Multi-taper time-frequency spectrum - continuous process
Usage:
[S,t,f,Serr]=mtspectgramc(data,movingwin,tapers,pad,Fs,fpass,err,trialave)
Input:
Note units have to be consistent. Thus, if movingwin is in seconds, Fs
has to be in Hz. see chronux.m for more information.
data (in form samples x channels/trials) -- required
movingwin (in the form [window winstep] i.e length of moving
window and step size)
Note that units here have
to be consistent with
units of Fs
tapers (precalculated tapers from dpss, or in the form [NW K] e.g [3 5]) -- optional. If not
specified, use [NW K]=[3 5]
pad (padding factor for the FFT) - optional. Defaults to 0.

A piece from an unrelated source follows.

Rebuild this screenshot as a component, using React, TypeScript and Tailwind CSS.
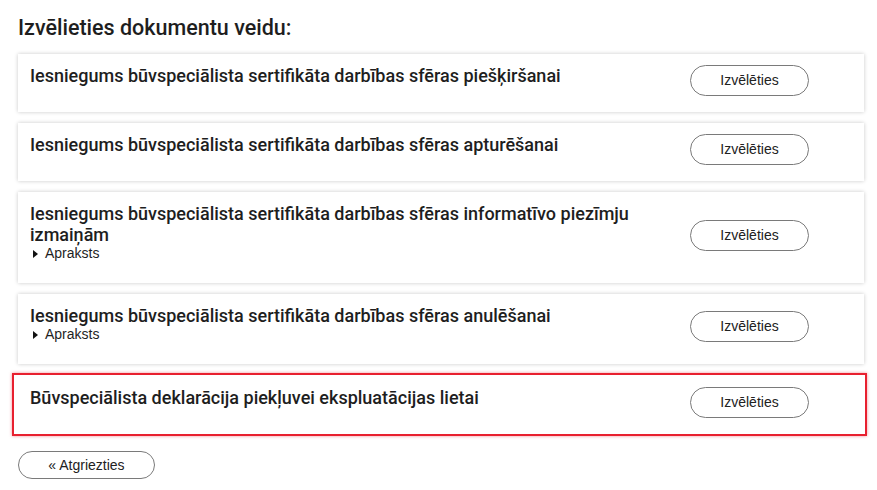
import React from 'react';

type DocType = {
  id: number;
  title: string;
  hasDescription?: boolean;
  selected?: boolean;
};

const docTypes: DocType[] = [
  { id: 1, title: 'Iesniegums būvspeciālista sertifikāta darbības sfēras piešķiršanai' },
  { id: 2, title: 'Iesniegums būvspeciālista sertifikāta darbības sfēras apturēšanai' },
  { id: 3, title: 'Iesniegums būvspeciālista sertifikāta darbības sfēras informatīvo piezīmju izmaiņām', hasDescription: true },
  { id: 4, title: 'Iesniegums būvspeciālista sertifikāta darbības sfēras anulēšanai', hasDescription: true },
  { id: 5, title: 'Būvspeciālista deklarācija piekļuvei ekspluatācijas lietai', selected: true },
];

const pillClass =
  "rounded-full border border-[#7a7a7a] bg-white text-[14px] text-[#222] font-['Liberation_Sans',Arial,sans-serif] hover:bg-gray-50";

const DocCard: React.FC<{ doc: DocType }> = ({ doc }) => {
  const frame = doc.selected
    ? 'mt-[-2px] ml-[-6px] mr-[-3px] border-2 border-[#e8202f] pl-4 pr-[56px] pt-3 pb-4 shadow-[0_0_3px_rgba(232,32,47,0.5)]'
    : 'pl-3 pr-[55px] pt-[11px] pb-4 shadow-[0_0_4px_rgba(0,0,0,0.22)]';

  return (
    <div className={`flex items-start bg-white ${frame}`}>
      <div className="flex-1 pr-4">
        <div className="text-[18px] leading-[21px] font-medium text-[#1e1e1e]">{doc.title}</div>
        {doc.hasDescription && (
          <div className="flex items-center gap-[7px] pl-[3px] pb-[5px] text-[14px] leading-[17px] text-[#1e1e1e] font-['Liberation_Sans',Arial,sans-serif]">
            <span className="inline-block h-0 w-0 border-y-[4px] border-l-[5px] border-y-transparent border-l-[#111]" />
            <span>Apraksts</span>
          </div>
        )}
      </div>
      <button type="button" className={`${pillClass} h-[31px] w-[119px] shrink-0 self-center`}>
        Izvēlēties
      </button>
    </div>
  );
};

export default function App() {
  return (
    <div className="min-h-screen bg-white pl-[18px] pr-[13px] pt-[13px] font-['Roboto','Noto_Sans',sans-serif] text-[#1e1e1e]">
      <h2 className="text-[21.5px] leading-[30px] font-medium text-[#1e1e1e] mb-[11px]">Izvēlieties dokumentu veidu:</h2>
      <div className="flex flex-col gap-[11px]">
        {docTypes.map(d => (
          <DocCard key={d.id} doc={d} />
        ))}
      </div>
      <button type="button" className={`${pillClass} mt-[15px] h-[28px] w-[137px]`}>
        « Atgriezties
      </button>
    </div>
  );
}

e.g. For N = 500, if PAD = 0, we pad the FFT
to 512 points; if PAD = 2, we pad the FFT
to 2048 points, etc.
Fs (sampling frequency) - optional. Default 1.
fpass (frequency band to be used in the calculation in the form
[fmin fmax])- optional.
Default all frequencies between 0 and Fs/2
err (error calculation [1 p] - Theoretical error bars; [2 p] Jackknife error bars,
[0 p] or 0 - no error bars) - optional. Default 0.
trialave (average over trials when 1, don't average when 0) - optional. Default 0
Output:
S (spectrum in form time x frequency x channels/trials)
t (times)
f (frequencies)
Serr (error bars)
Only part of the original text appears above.